◆ **What to work on**
Leaving out the pictures, retype the lines from the beginning of the listing through the line containing "border-r-2 border-b-2 border-r-[#2e2e2e]".

◆ **Records supplied**
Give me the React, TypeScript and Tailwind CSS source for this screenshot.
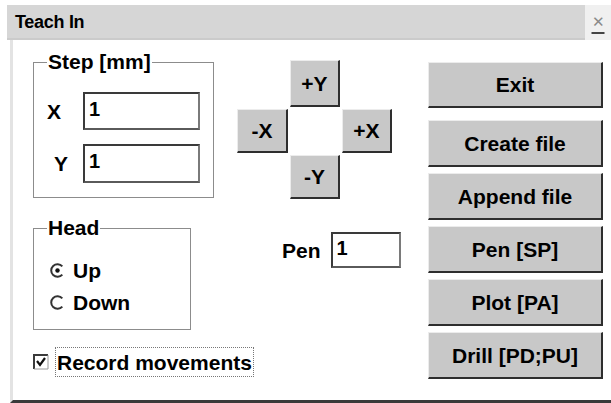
import React from "react";

const face = "bg-[#c8c8c8] border-r-2 border-b-2 border-r-[#2e2e2e] border-b-[#2e2e2e] border-t border-l border-t-[#ececec] border-l-[#ececec]";

function PushButton({ label, className = "" }: { label: string; className?: string }) {
  return (
    <button
      type="button"
      className={`${face} flex items-center justify-center text-[21px] font-bold text-black leading-none ${className}`}
    >
      {label}
    </button>
  );
}

function Field({ className = "" }: { className?: string }) {
  return (
    <input
      readOnly
      value="1"
      className={`bg-white border-2 border-t-[#3a3a3a] border-l-[#3a3a3a] border-r-[#7a7a7a] border-b-[#5a5a5a] pl-[4px] pb-[4px] text-[20px] font-bold text-black leading-none outline-none ${className}`}
    />
  );
}

function Radio({ checked }: { checked?: boolean }) {
  return (
    <svg width="15" height="15" viewBox="0 0 15 15" className="shrink-0">
      <path d="M12.3 3.4 A6.3 6.3 0 1 0 12.3 11.6" fill="none" stroke="#333" strokeWidth="2" />
      {checked && <circle cx="7.5" cy="7.5" r="2.2" fill="#111" />}
    </svg>
  );
}

function GroupBox({ title, children, className = "" }: { title: string; children: React.ReactNode; className?: string }) {
  return (
    <fieldset className={`border border-[#8c8c8c] px-[13px] ${className}`}>
      <legend className="px-[1px] text-[21px] font-bold leading-[24px] text-black">{title}</legend>
      {children}
    </fieldset>
  );
}

export default function App() {
  return (
    <div className="w-[611px] h-[403px] bg-white overflow-hidden font-['Liberation_Sans',Arial,sans-serif] text-black">
      {/* title bar */}
      <div className="flex h-[40px] pt-[5px]">
        <div className="ml-[7px] flex-1 flex items-center bg-[#d6d6d6] pl-[8px] border-b-2 border-[#cbcbcb]">
          <span className="text-[18px] font-bold tracking-[-0.3px] leading-none">Teach In</span>
        </div>
        <div className="w-[26px] flex items-start justify-center bg-[#f0f0f0]">
          <span className="mt-[9px] text-[15px] leading-none text-[#8a8a8a] underline decoration-[#444] decoration-2 underline-offset-[5px]">✕</span>
        </div>
      </div>

      {/* body */}
      <div className="ml-[10px] h-[363px] border-l-[3px] border-l-[#e3e3e3] border-b-[3px] border-b-[#3a3a3a] flex items-start">
        {/* left column */}
        <div className="ml-[20px] mt-[10px] w-[180px] flex flex-col">
          <GroupBox title="Step [mm]" className="pt-[18px] pb-[14px]">
            <div className="flex flex-col gap-[14px]">
              <div className="flex items-center h-[38px]">
                <span className="w-[36px] text-[21px] font-bold leading-none">X</span>
                <Field className="w-[117px] h-[38px]" />
              </div>
              <div className="flex items-center h-[39px]">
                <span className="w-[36px] pl-[7px] text-[21px] font-bold leading-none">Y</span>
                <Field className="w-[117px] h-[39px]" />
              </div>
            </div>
          </GroupBox>

          <GroupBox title="Head" className="mt-[18px] w-[158px] pt-[15px] pb-[12px]">
            <div className="flex flex-col gap-[2px]">
              <div className="flex items-center h-[30px] pl-[3px] gap-[8px]">
                <Radio checked />
                <span className="text-[21px] font-bold leading-none">Up</span>
              </div>
              <div className="flex items-center h-[30px] pl-[3px] gap-[8px]">
                <Radio />
                <span className="text-[21px] font-bold leading-none">Down</span>
              </div>
            </div>
          </GroupBox>

          <div className="mt-[17px] flex items-center h-[30px]">
            <svg width="16" height="16" viewBox="0 0 16 16" className="shrink-0">
              <path d="M1 15 V1 H15" fill="none" stroke="#3a3a3a" strokeWidth="2" />
              <path d="M1 15 H15 V1" fill="none" stroke="#9a9a9a" strokeWidth="1" />
              <path d="M4 7 L7 11 L12 4" fill="none" stroke="#111" strokeWidth="2.2" />
            </svg>
            <span className="ml-[6px] h-[30px] flex items-center px-[1px] border border-dotted border-[#777] text-[21px] font-bold leading-none whitespace-nowrap">
              Record movements
            </span>
          </div>
        </div>

        {/* middle column */}
        <div className="ml-[24px] mt-[20px] w-[163px] flex flex-col">
          <div className="grid grid-cols-[51px_50px_50px] grid-rows-[47px_44px_44px] gap-x-[2px] gap-y-[2px]">
            <div />
            <PushButton label="+Y" className="text-[20px]" />
            <div />
            <PushButton label="-X" className="text-[20px]" />
            <div />
            <PushButton label="+X" className="text-[20px]" />
            <div />
            <PushButton label="-Y" className="text-[20px]" />
            <div />
          </div>
          <div className="mt-[33px] ml-[45px] flex items-center">
            <span className="text-[21px] font-bold leading-none">Pen</span>
            <Field className="ml-[10px] w-[70px] h-[36px]" />
          </div>
        </div>

        {/* right column */}
        <div className="ml-[28px] mt-[22px] w-[175px] flex flex-col gap-[6px]">
          <PushButton label="Exit" className="h-[46px] mb-[6px]" />
          <PushButton label="Create file" className="h-[47px]" />
          <PushButton label="Append file" className="h-[47px]" />
          <PushButton label="Pen [SP]" className="h-[47px]" />
          <PushButton label="Plot [PA]" className="h-[47px]" />
          <PushButton label="Drill [PD;PU]" className="h-[47px]" />
        </div>
      </div>
    </div>
  );
}
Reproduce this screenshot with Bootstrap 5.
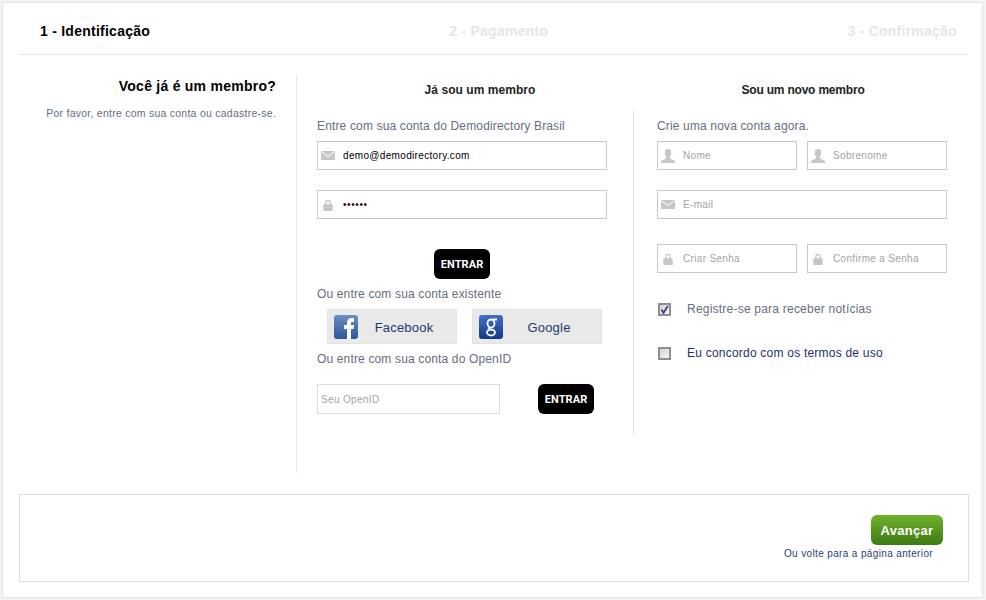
<!DOCTYPE html>
<html lang="pt-BR">
<head>
<meta charset="utf-8">
<title>Identificação</title>
<link href="https://cdn.jsdelivr.net/npm/bootstrap@5.3.0/dist/css/bootstrap.min.css" rel="stylesheet">
<style>
html,body{height:600px;overflow:hidden}
body{background:#f3f3f3;font-family:"Liberation Sans",Arial,sans-serif;font-size:12px;color:#666e80;padding:2px 3px 2px 2px}
.sheet{background:#fff;height:596px;padding:0 14px 0 15px;border:1px solid #e3e3e3}
.steps{height:52px;border-bottom:1px solid #e8e8e8;padding:18px 11px 0 22px;font-size:14px;font-weight:700;color:#e6e6e6;letter-spacing:.25px;line-height:20px}
.steps .on{color:#000}
.main-area{margin-top:20px;height:399px}
.intro{width:279px;border-right:1px solid #e8e8e8;padding:3px 20px 0 0;text-align:right}
.intro h1{font-size:14px;font-weight:700;color:#000;margin:0 0 11px;line-height:17px;letter-spacing:.25px}
.intro p{font-size:10.5px;margin:0;line-height:15px;letter-spacing:.25px}
.forms{padding-left:20px;flex:1}
.heads{height:36px;padding-top:8px;line-height:15px}
.heads h2{font-size:12px;font-weight:700;color:#222;margin:0;text-align:center}
.h-a{width:326px;letter-spacing:.05px}
.h-b{width:320px;margin-left:6px;letter-spacing:-.2px}
.pane-a{width:290px}
.pane-b{margin-left:26px;border-left:1px solid #e0e0e0;padding-left:23px;width:314px;height:323px}
.lead-t{line-height:14px;padding-top:8px;height:30px;letter-spacing:.15px;font-size:12px}
.fld{height:29px;border:1px solid #c8c8c8;background:#fff}
.fld svg{flex:none;margin-left:3px}
.fld .form-control{border:0;border-radius:0;padding:0 0 0 8px;height:27px;font-size:10px;font-family:"Liberation Sans",Arial,sans-serif;letter-spacing:.33px;color:#000;box-shadow:none;background:transparent}
.fld .form-control::placeholder{color:#a3a3a3;opacity:1}
.fld.dots .form-control{letter-spacing:.6px;color:#400010}
.half{width:140px}
.gap-x{gap:10px}
.btn-black{background:#000;color:#fff;border:0;border-radius:6px;width:56px;height:30px;padding:1px 0 0;font:700 11px/29px Roboto,sans-serif;letter-spacing:.1px}
.social{height:35px;width:130px;background:#e9e9e9;border:1px solid #e4e4e4;color:#1d3a6c;font-size:13px;letter-spacing:.2px;line-height:33px;padding:0 0 0 6px;text-decoration:none}
.social span{flex:1;text-align:center;padding:2px 6px 0 0}
.plain-t{line-height:14px;letter-spacing:.15px}
.openid{width:183px;height:30px;border:1px solid #ddd;border-radius:0;padding:0 3px;font-size:10px;font-family:"Liberation Sans",Arial,sans-serif;letter-spacing:.35px;box-shadow:none}
.openid::placeholder{color:#a3a3a3;opacity:1}
.chk{appearance:none;-webkit-appearance:none;width:13px;height:13px;margin:0 0 0 1px;border:2px solid #8e8e8e;background:linear-gradient(135deg,#d4d4d4,#f5f5f5);flex:none}
.chk:checked{background-image:url("data:image/svg+xml,%3Csvg xmlns='http://www.w3.org/2000/svg' viewBox='0 0 9 9'%3E%3Cpath d='M1.5 4.5 3.5 8 7.8 1' fill='none' stroke='%2338468c' stroke-width='1.8'/%3E%3C/svg%3E"),linear-gradient(135deg,#d4d4d4,#f5f5f5)}
.chk-row{height:14px;line-height:14px;letter-spacing:.22px;font-size:12px}
.chk-row label{margin:-1px 0 0 16px}
.chk-row .dark{color:#1f2f6e}
.bottom{height:88px;border:1px solid #ddd;margin:20px -1px 0 1px;padding:20px 25px 0 0}
.btn-go{background:linear-gradient(#6fb22e,#3e7a12);color:#fff;border:0;border-radius:6px;width:72px;height:30px;padding:1px 0 0;font-size:13px;font-weight:700;line-height:29px;letter-spacing:.3px;font-family:"Liberation Sans",Arial,sans-serif}
.back{font-size:10px;color:#1f3f7a;letter-spacing:.36px;line-height:14px;margin:2px 10px 0 0;text-decoration:none}
.mt-fld{margin-top:20px}
.btn-a{margin-top:30px}
.t-a{margin-top:8px}
.social-row{margin:8px 0 0 10px;gap:15px}
.t-b{margin-top:8px}
.row-o{margin-top:18px}
.me-btn{margin-right:13px}
.mt-pass{margin-top:25px}
.mt-c1{margin-top:29px}
.mt-c2{margin-top:30px}
</style>
</head>
<body>
<svg width="0" height="0" class="d-block" aria-hidden="true">
<defs>
<symbol id="i-mail" viewBox="0 0 14 9"><path d="M0 0h14L7 5z" fill="#c6c6c6"/><path d="M0 1 7 6.200 14 1v8H0z" fill="#c6c6c6"/></symbol>
<symbol id="i-lock" viewBox="0 0 14 14"><path d="M2.500 6h9a1 1 0 0 1 1 1v6a1 1 0 0 1-1 1h-9a1 1 0 0 1-1-1V7a1 1 0 0 1 1-1z" fill="#c6c6c6"/><path d="M4.500 7V4a2.500 2.500 0 0 1 5 0v3" fill="none" stroke="#c6c6c6" stroke-width="1.500"/></symbol>
<symbol id="i-user" viewBox="0 0 14 14"><ellipse cx="7" cy="4" rx="3.200" ry="4" fill="#c6c6c6"/><path d="M5.200 7.500h3.600l.4 2L14 12v2H0v-2l4.800-2.500z" fill="#c6c6c6"/></symbol>
<linearGradient id="g-f" x1="0" y1="0" x2="0" y2="1"><stop offset="0" stop-color="#6b8cc4"/><stop offset="1" stop-color="#30569a"/></linearGradient>
<linearGradient id="g-g" x1="0" y1="0" x2="0" y2="1"><stop offset="0" stop-color="#3f6fc8"/><stop offset="1" stop-color="#173a86"/></linearGradient>
</defs>
</svg>
<div class="sheet">
  <div class="steps d-flex justify-content-between">
    <span class="on">1 - Identificação</span>
    <span>2 - Pagamento</span>
    <span>3 - Confirmação</span>
  </div>
  <div class="main-area d-flex">
    <div class="intro">
      <h1>Você já é um membro?</h1>
      <p>Por favor, entre com sua conta ou cadastre-se.</p>
    </div>
    <div class="forms">
      <div class="heads d-flex">
        <h2 class="h-a">Já sou um membro</h2>
        <h2 class="h-b">Sou um novo membro</h2>
      </div>
      <div class="d-flex">
        <form class="pane-a">
          <div class="lead-t">Entre com sua conta do Demodirectory Brasil</div>
          <div class="fld d-flex align-items-center"><svg width="14" height="9"><use href="#i-mail"/></svg><input class="form-control" type="text" value="demo@demodirectory.com" aria-label="E-mail"></div>
          <div class="fld dots d-flex align-items-center mt-fld"><svg width="14" height="12"><use href="#i-lock"/></svg><input class="form-control" type="password" value="123456" aria-label="Senha"></div>
          <div class="text-center btn-a"><button type="button" class="btn btn-black">ENTRAR</button></div>
          <div class="plain-t t-a">Ou entre com sua conta existente</div>
          <div class="d-flex social-row">
            <a href="#" class="social d-flex align-items-center"><svg width="24" height="24" viewBox="0 0 24 24"><rect width="24" height="24" rx="3" fill="url(#g-f)"/><path d="M13 24V14h-3v-4h3V7.500C13 4.500 15 3 17.500 3H20v4h-1.800C17 7 17 7.700 17 8.500V10h3l-.5 4H17v10z" fill="#fff"/></svg><span>Facebook</span></a>
            <a href="#" class="social d-flex align-items-center"><svg width="24" height="24" viewBox="0 0 24 24"><rect width="24" height="24" rx="3" fill="url(#g-g)"/><g fill="none" stroke="#fff" stroke-width="1.800"><ellipse cx="12" cy="8.500" rx="3.500" ry="4"/><ellipse cx="12" cy="17.500" rx="4" ry="3"/><path d="M10 12.500 9.500 14.500M14 4.500h4"/></g></svg><span>Google</span></a>
          </div>
          <div class="plain-t t-b">Ou entre com sua conta do OpenID</div>
          <div class="d-flex justify-content-between row-o">
            <input class="form-control openid" type="text" placeholder="Seu OpenID" aria-label="Seu OpenID">
            <button type="button" class="btn btn-black me-btn">ENTRAR</button>
          </div>
        </form>
        <form class="pane-b">
          <div class="lead-t">Crie uma nova conta agora.</div>
          <div class="d-flex gap-x">
            <div class="fld half d-flex align-items-center"><svg width="14" height="14"><use href="#i-user"/></svg><input class="form-control" placeholder="Nome" aria-label="Nome"></div>
            <div class="fld half d-flex align-items-center"><svg width="14" height="14"><use href="#i-user"/></svg><input class="form-control" placeholder="Sobrenome" aria-label="Sobrenome"></div>
          </div>
          <div class="fld d-flex align-items-center mt-fld"><svg width="14" height="9"><use href="#i-mail"/></svg><input class="form-control" placeholder="E-mail" aria-label="E-mail"></div>
          <div class="d-flex gap-x mt-pass">
            <div class="fld half d-flex align-items-center"><svg width="14" height="12"><use href="#i-lock"/></svg><input class="form-control" placeholder="Criar Senha" aria-label="Criar Senha"></div>
            <div class="fld half d-flex align-items-center"><svg width="14" height="12"><use href="#i-lock"/></svg><input class="form-control" placeholder="Confirme a Senha" aria-label="Confirme a Senha"></div>
          </div>
          <div class="chk-row d-flex align-items-center mt-c1"><input class="chk" type="checkbox" id="c1" checked><label for="c1">Registre-se para receber notícias</label></div>
          <div class="chk-row d-flex align-items-center mt-c2"><input class="chk" type="checkbox" id="c2"><label for="c2" class="dark">Eu concordo com os termos de uso</label></div>
        </form>
      </div>
    </div>
  </div>
  <div class="bottom d-flex flex-column align-items-end">
    <button type="button" class="btn btn-go">Avançar</button>
    <a href="#" class="back">Ou volte para a página anterior</a>
  </div>
</div>
<script src="https://cdn.jsdelivr.net/npm/bootstrap@5.3.0/dist/js/bootstrap.bundle.min.js"></script>
</body>
</html>
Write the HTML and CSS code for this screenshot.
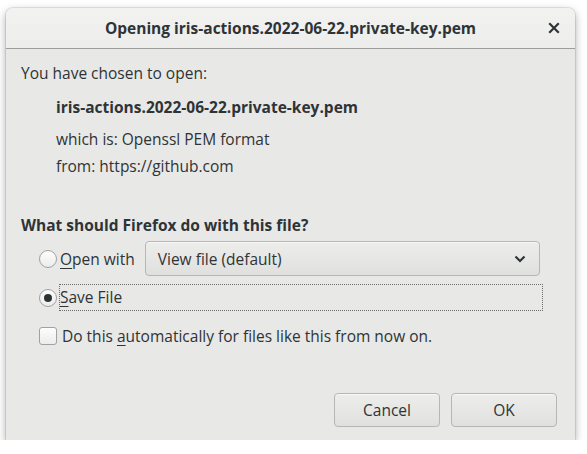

◆ **The response**
Give me the React, TypeScript and Tailwind CSS source for this screenshot.
import React from "react";

const face = "bg-[#c8c8c8] border-r-2 border-b-2 border-r-[#2e2e2e] border-b-[#2e2e2e] border-t border-l border-t-[#ececec] border-l-[#ececec]";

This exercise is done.